:: Task goal ::
Leave out the images; return the rest of the data exactly.

:: Provided data ::

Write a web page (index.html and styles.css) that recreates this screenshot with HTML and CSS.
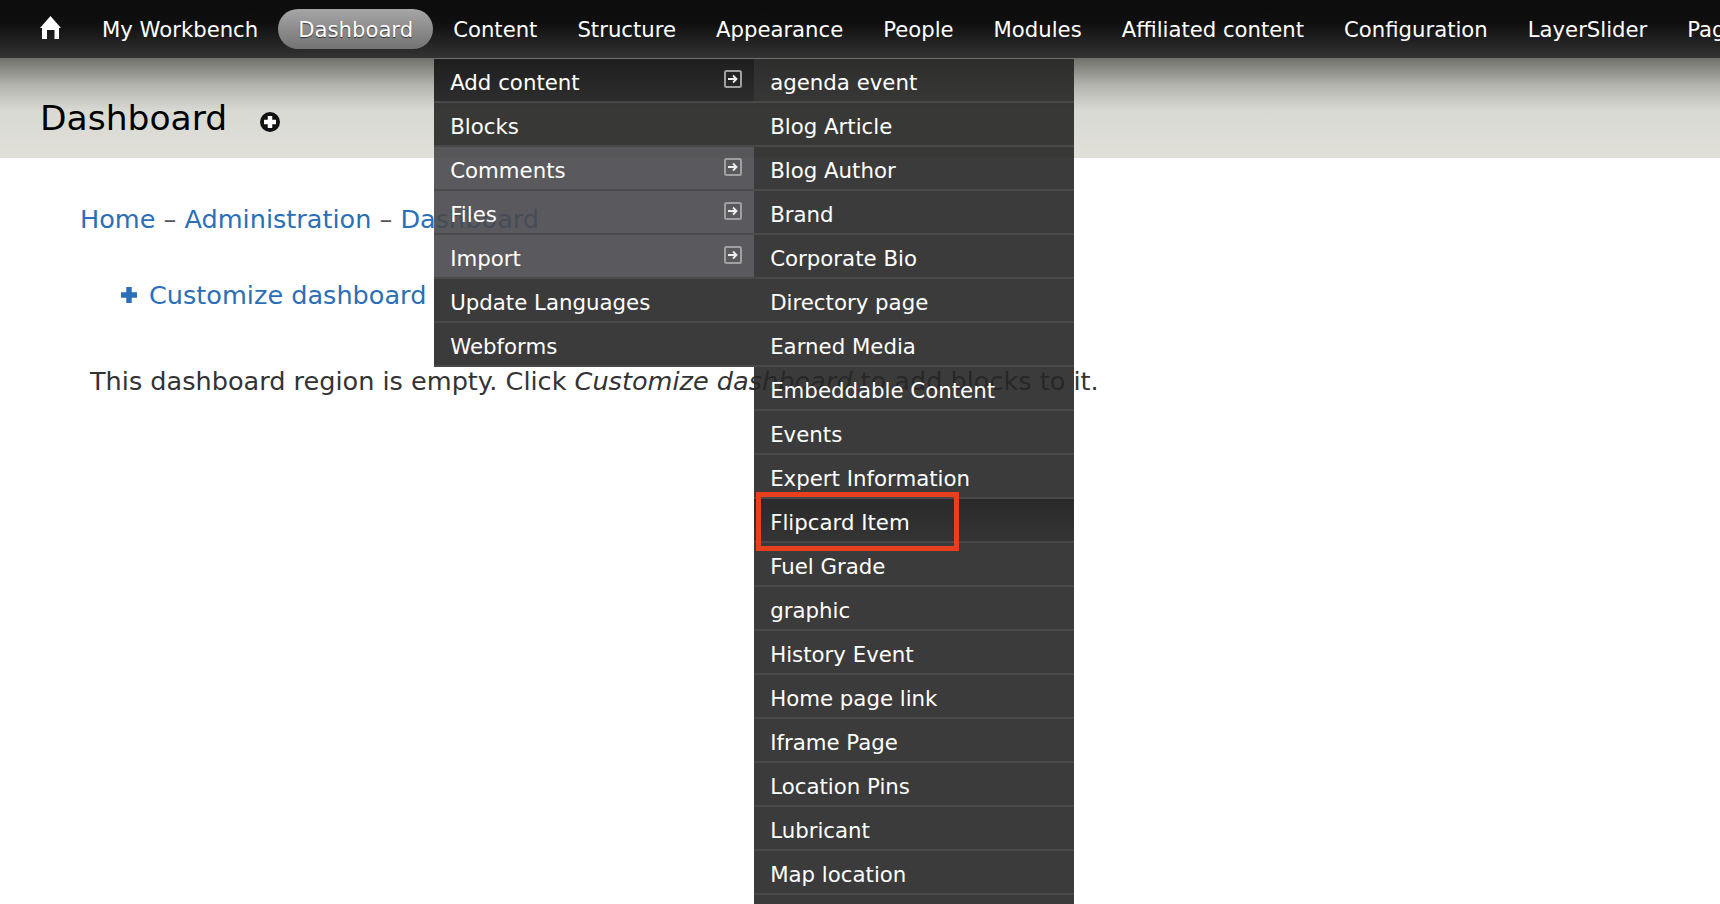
FILE: index.html
```html
<!DOCTYPE html>
<html lang="en">
<head>
  <meta charset="UTF-8">
  <title>Dashboard</title>
  <link rel="stylesheet" href="styles.css">
</head>
<body>

  <nav class="toolbar">
    <a class="home-link" href="#">
      <svg width="21" height="23" viewBox="0 0 21 23"><path fill="#fff" d="M10.500 0 21 12h-2v11h-4.500v-9H7v9H2V12H0z"/></svg>
    </a>
    <ul class="toolbar-menu">
      <li><a href="#">My Workbench</a></li>
      <li><a class="active" href="#">Dashboard</a></li>
      <li class="has-dropdown">
        <a href="#">Content</a>
        <ul class="dropdown">
          <li class="row trail">
            <a href="#">Add content</a>
            <svg class="arrow" width="18" height="18" viewBox="0 0 18 18"><rect x="1" y="1" width="16" height="16" rx="1.500" fill="none" stroke="#a0a0a0" stroke-width="2"/><path d="M4 9h8M9 5.500 12.500 9 9 12.500" fill="none" stroke="#eee" stroke-width="1.800"/></svg>
            <ul class="dropdown-sub">
              <li class="row"><a href="#">agenda event</a></li>
              <li class="row"><a href="#">Blog Article</a></li>
              <li class="row"><a href="#">Blog Author</a></li>
              <li class="row"><a href="#">Brand</a></li>
              <li class="row"><a href="#">Corporate Bio</a></li>
              <li class="row"><a href="#">Directory page</a></li>
              <li class="row"><a href="#">Earned Media</a></li>
              <li class="row"><a href="#">Embeddable Content</a></li>
              <li class="row"><a href="#">Events</a></li>
              <li class="row"><a href="#">Expert Information</a></li>
              <li class="row hovered"><a href="#">Flipcard Item</a><span class="callout"></span></li>
              <li class="row"><a href="#">Fuel Grade</a></li>
              <li class="row"><a href="#">graphic</a></li>
              <li class="row"><a href="#">History Event</a></li>
              <li class="row"><a href="#">Home page link</a></li>
              <li class="row"><a href="#">Iframe Page</a></li>
              <li class="row"><a href="#">Location Pins</a></li>
              <li class="row"><a href="#">Lubricant</a></li>
              <li class="row"><a href="#">Map location</a></li>
              <li class="row"></li>
            </ul>
          </li>
          <li class="row"><a href="#">Blocks</a></li>
          <li class="row lit">
            <a href="#">Comments</a>
            <svg class="arrow" width="18" height="18" viewBox="0 0 18 18"><rect x="1" y="1" width="16" height="16" rx="1.500" fill="none" stroke="#a0a0a0" stroke-width="2"/><path d="M4 9h8M9 5.500 12.500 9 9 12.500" fill="none" stroke="#eee" stroke-width="1.800"/></svg>
          </li>
          <li class="row lit">
            <a href="#">Files</a>
            <svg class="arrow" width="18" height="18" viewBox="0 0 18 18"><rect x="1" y="1" width="16" height="16" rx="1.500" fill="none" stroke="#a0a0a0" stroke-width="2"/><path d="M4 9h8M9 5.500 12.500 9 9 12.500" fill="none" stroke="#eee" stroke-width="1.800"/></svg>
          </li>
          <li class="row lit">
            <a href="#">Import</a>
            <svg class="arrow" width="18" height="18" viewBox="0 0 18 18"><rect x="1" y="1" width="16" height="16" rx="1.500" fill="none" stroke="#a0a0a0" stroke-width="2"/><path d="M4 9h8M9 5.500 12.500 9 9 12.500" fill="none" stroke="#eee" stroke-width="1.800"/></svg>
          </li>
          <li class="row"><a href="#">Update Languages</a></li>
          <li class="row"><a href="#">Webforms</a></li>
        </ul>
      </li>
      <li><a href="#">Structure</a></li>
      <li><a href="#">Appearance</a></li>
      <li><a href="#">People</a></li>
      <li><a href="#">Modules</a></li>
      <li><a href="#">Affiliated content</a></li>
      <li><a href="#">Configuration</a></li>
      <li><a href="#">LayerSlider</a></li>
      <li><a href="#">Pages</a></li>
    </ul>
  </nav>

  <header class="page-head">
    <h1>Dashboard</h1>
    <svg class="add-shortcut" width="22" height="22" viewBox="0 0 22 22"><circle cx="11" cy="11" r="10" fill="#111"/><path d="M11 5v12M5 11h12" stroke="#fff" stroke-width="4.500"/></svg>
  </header>

  <main class="content">
    <div class="breadcrumb">
      <a href="#">Home</a> <span>–</span> <a href="#">Administration</a> <span>–</span> <a href="#">Dashboard</a>
    </div>
    <div class="actions">
      <svg width="18" height="18" viewBox="0 0 18 18"><path d="M9 1v16M1 9h16" stroke="#2b6fb7" stroke-width="5.500"/></svg>
      <a href="#">Customize dashboard</a>
    </div>
    <p class="empty-text">This dashboard region is empty. Click <em>Customize dashboard</em> to add blocks to it.</p>
  </main>

</body>
</html>
```

FILE: styles.css
```css
html, body {
  height: 904px;
  overflow: hidden;
}
body {
  margin: 0;
  font-family: "DejaVu Sans", Verdana, sans-serif;
  background: #fff;
  color: #333;
}
a {
  color: #2b6fb7;
  text-decoration: none;
}
ul {
  list-style: none;
  margin: 0;
  padding: 0;
}

/* toolbar */
.toolbar {
  display: flex;
  align-items: center;
  height: 58px;
  padding-left: 40px;
  background: linear-gradient(#0c0c0c, #0f0f0f 40%, #333 100%);
  font-size: 21.200px;
}
.home-link {
  display: flex;
  width: 42px;
  flex-shrink: 0;
  margin-top: -3px;
}
.toolbar-menu {
  display: flex;
  flex-shrink: 0;
}
.toolbar-menu > li {
  position: relative;
}
.toolbar-menu > li > a {
  display: block;
  height: 40px;
  line-height: 41px;
  padding: 0 20px;
  color: #fff;
  white-space: nowrap;
}
.toolbar-menu > li > a.active {
  background: linear-gradient(#a6a6a6, #737373);
  border-radius: 20px;
  text-shadow: 0 1px 1px #333;
}

/* dropdown */
.dropdown {
  position: absolute;
  top: 50px;
  left: 1px;
  width: 320px;
  font-size: 21.300px;
}
.dropdown-sub {
  position: absolute;
  top: 0;
  left: 100%;
  width: 320px;
}
.row {
  position: relative;
  display: flex;
  align-items: center;
  justify-content: space-between;
  box-sizing: border-box;
  height: 44px;
  padding: 4px 12px 0 16px;
  background: rgba(38, 38, 38, 0.9);
  border-bottom: 2px solid rgba(74, 74, 74, 0.95);
}
.row a {
  color: #fff;
  white-space: nowrap;
}
.row.lit {
  background: rgba(72, 72, 76, 0.9);
}
.row.trail {
  background: linear-gradient(#1e1e1e, #2d2d2d);
}
.row.hovered {
  background: linear-gradient(#2a2a2a, #343434);
}
.row .arrow {
  margin-top: -6px;
}
.callout {
  position: absolute;
  z-index: 1;
  top: -7px;
  left: 2px;
  box-sizing: border-box;
  width: 203px;
  height: 59px;
  border: 5px solid #e8401f;
}

/* page head */
.page-head {
  display: flex;
  align-items: center;
  height: 100px;
  padding: 20px 0 0 40px;
  box-sizing: border-box;
  background: linear-gradient(#6f6f6b, #b5b5b0 28%, #d9d9d4 52%, #e0e0d8 100%);
}
.page-head h1 {
  margin: 0;
  font-size: 34.500px;
  font-weight: normal;
  color: #000;
}
.add-shortcut {
  margin: 8px 0 0 32px;
}

/* content */
.content {
  font-size: 25.550px;
}
.breadcrumb {
  padding: 45px 0 0 80px;
  line-height: 32px;
}
.breadcrumb span {
  color: #555;
}
.actions {
  display: flex;
  align-items: center;
  gap: 11px;
  padding: 44px 0 0 120px;
  line-height: 32px;
}
.empty-text {
  margin: 54px 0 0 90px;
  line-height: 32px;
}
```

:: Written answer ::
Write a web page (index.html and styles.css) that recreates this screenshot with HTML and CSS.
FILE: index.html
```html
<!DOCTYPE html>
<html lang="en">
<head>
  <meta charset="UTF-8">
  <title>Dashboard</title>
  <link rel="stylesheet" href="styles.css">
</head>
<body>

  <nav class="toolbar">
    <a class="home-link" href="#">
      <svg width="21" height="23" viewBox="0 0 21 23"><path fill="#fff" d="M10.500 0 21 12h-2v11h-4.500v-9H7v9H2V12H0z"/></svg>
    </a>
    <ul class="toolbar-menu">
      <li><a href="#">My Workbench</a></li>
      <li><a class="active" href="#">Dashboard</a></li>
      <li class="has-dropdown">
        <a href="#">Content</a>
        <ul class="dropdown">
          <li class="row trail">
            <a href="#">Add content</a>
            <svg class="arrow" width="18" height="18" viewBox="0 0 18 18"><rect x="1" y="1" width="16" height="16" rx="1.500" fill="none" stroke="#a0a0a0" stroke-width="2"/><path d="M4 9h8M9 5.500 12.500 9 9 12.500" fill="none" stroke="#eee" stroke-width="1.800"/></svg>
            <ul class="dropdown-sub">
              <li class="row"><a href="#">agenda event</a></li>
              <li class="row"><a href="#">Blog Article</a></li>
              <li class="row"><a href="#">Blog Author</a></li>
              <li class="row"><a href="#">Brand</a></li>
              <li class="row"><a href="#">Corporate Bio</a></li>
              <li class="row"><a href="#">Directory page</a></li>
              <li class="row"><a href="#">Earned Media</a></li>
              <li class="row"><a href="#">Embeddable Content</a></li>
              <li class="row"><a href="#">Events</a></li>
              <li class="row"><a href="#">Expert Information</a></li>
              <li class="row hovered"><a href="#">Flipcard Item</a><span class="callout"></span></li>
              <li class="row"><a href="#">Fuel Grade</a></li>
              <li class="row"><a href="#">graphic</a></li>
              <li class="row"><a href="#">History Event</a></li>
              <li class="row"><a href="#">Home page link</a></li>
              <li class="row"><a href="#">Iframe Page</a></li>
              <li class="row"><a href="#">Location Pins</a></li>
              <li class="row"><a href="#">Lubricant</a></li>
              <li class="row"><a href="#">Map location</a></li>
              <li class="row"></li>
            </ul>
          </li>
          <li class="row"><a href="#">Blocks</a></li>
          <li class="row lit">
            <a href="#">Comments</a>
            <svg class="arrow" width="18" height="18" viewBox="0 0 18 18"><rect x="1" y="1" width="16" height="16" rx="1.500" fill="none" stroke="#a0a0a0" stroke-width="2"/><path d="M4 9h8M9 5.500 12.500 9 9 12.500" fill="none" stroke="#eee" stroke-width="1.800"/></svg>
          </li>
          <li class="row lit">
            <a href="#">Files</a>
            <svg class="arrow" width="18" height="18" viewBox="0 0 18 18"><rect x="1" y="1" width="16" height="16" rx="1.500" fill="none" stroke="#a0a0a0" stroke-width="2"/><path d="M4 9h8M9 5.500 12.500 9 9 12.500" fill="none" stroke="#eee" stroke-width="1.800"/></svg>
          </li>
          <li class="row lit">
            <a href="#">Import</a>
            <svg class="arrow" width="18" height="18" viewBox="0 0 18 18"><rect x="1" y="1" width="16" height="16" rx="1.500" fill="none" stroke="#a0a0a0" stroke-width="2"/><path d="M4 9h8M9 5.500 12.500 9 9 12.500" fill="none" stroke="#eee" stroke-width="1.800"/></svg>
          </li>
          <li class="row"><a href="#">Update Languages</a></li>
          <li class="row"><a href="#">Webforms</a></li>
        </ul>
      </li>
      <li><a href="#">Structure</a></li>
      <li><a href="#">Appearance</a></li>
      <li><a href="#">People</a></li>
      <li><a href="#">Modules</a></li>
      <li><a href="#">Affiliated content</a></li>
      <li><a href="#">Configuration</a></li>
      <li><a href="#">LayerSlider</a></li>
      <li><a href="#">Pages</a></li>
    </ul>
  </nav>

  <header class="page-head">
    <h1>Dashboard</h1>
    <svg class="add-shortcut" width="22" height="22" viewBox="0 0 22 22"><circle cx="11" cy="11" r="10" fill="#111"/><path d="M11 5v12M5 11h12" stroke="#fff" stroke-width="4.500"/></svg>
  </header>

  <main class="content">
    <div class="breadcrumb">
      <a href="#">Home</a> <span>–</span> <a href="#">Administration</a> <span>–</span> <a href="#">Dashboard</a>
    </div>
    <div class="actions">
      <svg width="18" height="18" viewBox="0 0 18 18"><path d="M9 1v16M1 9h16" stroke="#2b6fb7" stroke-width="5.500"/></svg>
      <a href="#">Customize dashboard</a>
    </div>
    <p class="empty-text">This dashboard region is empty. Click <em>Customize dashboard</em> to add blocks to it.</p>
  </main>

</body>
</html>
```

FILE: styles.css
```css
html, body {
  height: 904px;
  overflow: hidden;
}
body {
  margin: 0;
  font-family: "DejaVu Sans", Verdana, sans-serif;
  background: #fff;
  color: #333;
}
a {
  color: #2b6fb7;
  text-decoration: none;
}
ul {
  list-style: none;
  margin: 0;
  padding: 0;
}

/* toolbar */
.toolbar {
  display: flex;
  align-items: center;
  height: 58px;
  padding-left: 40px;
  background: linear-gradient(#0c0c0c, #0f0f0f 40%, #333 100%);
  font-size: 21.200px;
}
.home-link {
  display: flex;
  width: 42px;
  flex-shrink: 0;
  margin-top: -3px;
}
.toolbar-menu {
  display: flex;
  flex-shrink: 0;
}
.toolbar-menu > li {
  position: relative;
}
.toolbar-menu > li > a {
  display: block;
  height: 40px;
  line-height: 41px;
  padding: 0 20px;
  color: #fff;
  white-space: nowrap;
}
.toolbar-menu > li > a.active {
  background: linear-gradient(#a6a6a6, #737373);
  border-radius: 20px;
  text-shadow: 0 1px 1px #333;
}

/* dropdown */
.dropdown {
  position: absolute;
  top: 50px;
  left: 1px;
  width: 320px;
  font-size: 21.300px;
}
.dropdown-sub {
  position: absolute;
  top: 0;
  left: 100%;
  width: 320px;
}
.row {
  position: relative;
  display: flex;
  align-items: center;
  justify-content: space-between;
  box-sizing: border-box;
  height: 44px;
  padding: 4px 12px 0 16px;
  background: rgba(38, 38, 38, 0.9);
  border-bottom: 2px solid rgba(74, 74, 74, 0.95);
}
.row a {
  color: #fff;
  white-space: nowrap;
}
.row.lit {
  background: rgba(72, 72, 76, 0.9);
}
.row.trail {
  background: linear-gradient(#1e1e1e, #2d2d2d);
}
.row.hovered {
  background: linear-gradient(#2a2a2a, #343434);
}
.row .arrow {
  margin-top: -6px;
}
.callout {
  position: absolute;
  z-index: 1;
  top: -7px;
  left: 2px;
  box-sizing: border-box;
  width: 203px;
  height: 59px;
  border: 5px solid #e8401f;
}

/* page head */
.page-head {
  display: flex;
  align-items: center;
  height: 100px;
  padding: 20px 0 0 40px;
  box-sizing: border-box;
  background: linear-gradient(#6f6f6b, #b5b5b0 28%, #d9d9d4 52%, #e0e0d8 100%);
}
.page-head h1 {
  margin: 0;
  font-size: 34.500px;
  font-weight: normal;
  color: #000;
}
.add-shortcut {
  margin: 8px 0 0 32px;
}

/* content */
.content {
  font-size: 25.550px;
}
.breadcrumb {
  padding: 45px 0 0 80px;
  line-height: 32px;
}
.breadcrumb span {
  color: #555;
}
.actions {
  display: flex;
  align-items: center;
  gap: 11px;
  padding: 44px 0 0 120px;
  line-height: 32px;
}
.empty-text {
  margin: 54px 0 0 90px;
  line-height: 32px;
}
```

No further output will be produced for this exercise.